JEDDAH: Saudi telecom giant stc has signed a contract worth SR32.64 billion ($8.71 billion) with an undisclosed government entity to build, operate, and provide telecommunications infrastructure services. 

The agreement, revealed in a filing with the Saudi Stock Exchange, spans 18 months for preparation and execution, followed by 15 years of operational management. 

The deal comes amid the continued expansion of Saudi Arabia’s growing telecom and information and communication technology infrastructure sector, which was valued at $3.5 billion in 2023. 

According to market research store Research and Markets, the sector is projected to grow at a compound annual growth rate of 7.1 percent through 2029, driven by initiatives under the Kingdom’s Vision 2030, aimed at economic diversification and technological innovation. 

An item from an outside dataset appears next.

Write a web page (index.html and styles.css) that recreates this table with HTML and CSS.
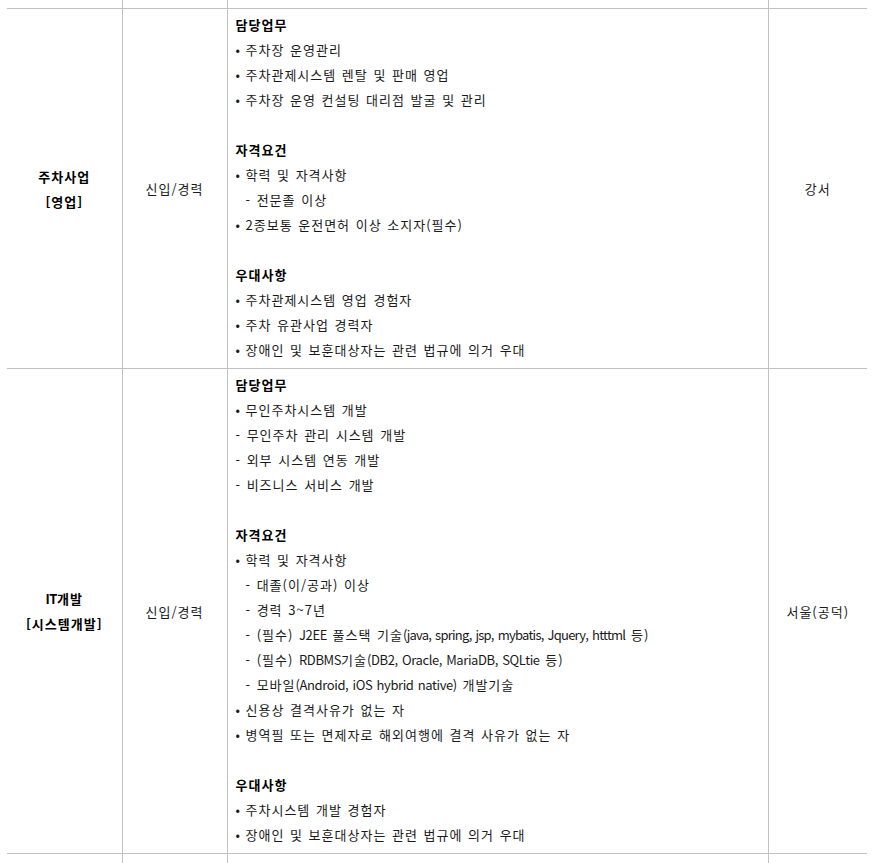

“The financial impact will be positive, and the revenue will be recognized in stc’s consolidated financial statements after the initial operation of the project, which is expected to be in the fourth quarter of 2026 until the end of the contract period,” the company said. 

Following the announcement, stc’s shares opened at SR43.20, marking a 2.01 percent rise from the previous close of SR42.35, and ended the day at SR43.30, up 2.24 percent.

 

 

The stc Group, ranked among the top 10 most valuable telecom brands worldwide in the 2024 Brand Finance Report, has maintained its position as the most valuable telecom brand in the Middle East for five consecutive years. 

This comes as stc seeks to enhance Saudi Arabia’s telecom capabilities, aligning with the country’s broader goals of digital transformation and economic diversification. 

Last month, stc completed the transfer of ownership of Golden Lattice Investment Co. to a newly established entity as part of the sale of a 51 percent stake in Telecommunications Towers Co. to the Public Investment Fund. 

This follows another deal struck in November, when stc received foreign investment authorization from the Spanish Council of Ministers, allowing it to raise its voting rights in Telefonica from 4.97 percent to 9.97 percent. 

This strong growth in Saudi Arabia’s ICT sector is driven by several factors, including the country’s rapidly expanding digital landscape and rising demand for advanced telecommunications and ICT solutions, according to the Research and Markets report. 

The rollout of 5G networks, alongside efforts to develop smart cities and accelerate digital transformation across industries, is further boosting the telecom and ICT sectors. Key players in the market are actively upgrading and expanding their networks to meet the evolving needs of businesses and consumers, it added.